Q:  Is it common employees feel nervous knowing that be good-humored is another prerequisite to well succeed?


A: Look, the last thing you want to happen is for your employees to feel pressure to “be something they’re not.” That’s the whole point of Levity; it’s allowing and tolerating others to express themselves in ways that are comfortable to them. In most cases, the majority really, people breathe a sigh of relief that they are allowed to “lighten up,” even while they’re being asked to work harder or better.


Q: In the book The Levity Effect, you say levity increases creativity, incites productivity and reduces turnover. If levity is so positive, why many professionals have a prejudice against it?

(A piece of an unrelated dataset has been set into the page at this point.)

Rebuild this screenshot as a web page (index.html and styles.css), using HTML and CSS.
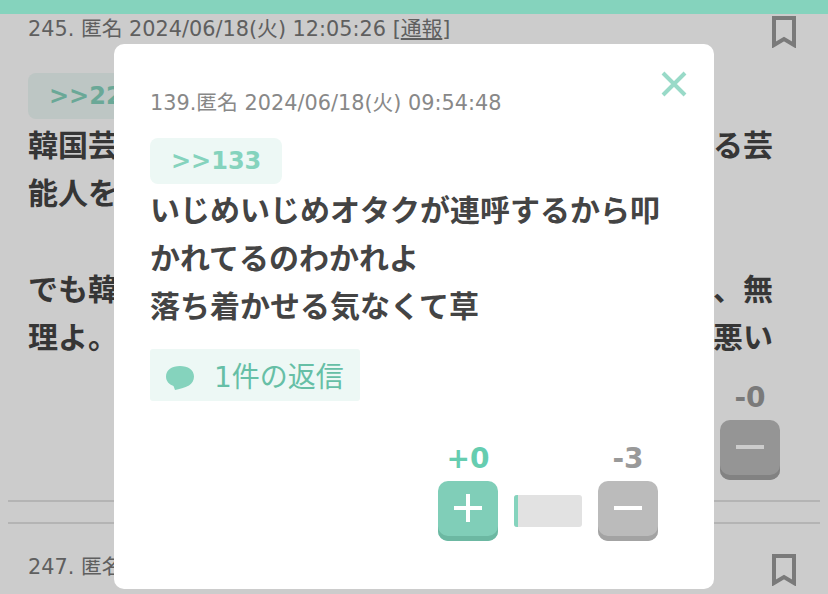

A: Because typically people associate levity with goofing around and being frivolous, or someone whose sole purpose at work is to get others to laugh and NOT be productive. It’s a judgment based totally on assumptions. “If people are laughing or having fun, how can they possibly be doing their jobs?” is the most common misconception, and as you’ve mentioned, the book clearly makes the case that real results occur when levity is present.


Q: And what do I have to do to improve levity at my work? What is the first step?


A: One thing that we suggest people do is to stop taking themselves so seriously. Who cares what your title is or that you have an office and everyone else has a cubicle? Another thing you can do is begin your next meeting with some light discussions about something off-topic. Ask about someone’s weekend plans or talk about the latest You-Tube sensation. Any random topic that will get people feeling comfortable and even laughing will lay the groundwork for a far more engaging and productive meeting.


Q: In the book, you say that is more important to be fun than funny. How a professional, who isn't a comedian, can develop this ability?


A: Along with not taking yourself seriously, don’t forget to be YOU no matter where you are or whom you’re with. One man I spoke to told me his boss had a reputation of being a really funny guy at home and around his neighborhood, but at work, he was a mean jerk. Why the Jekyll and Hyde? Just be you everywhere. It’s holistic. Don’t compartmentalize your personality. And you don’t have to be the funny one, just have more fun and enjoy life and let others around you do the same.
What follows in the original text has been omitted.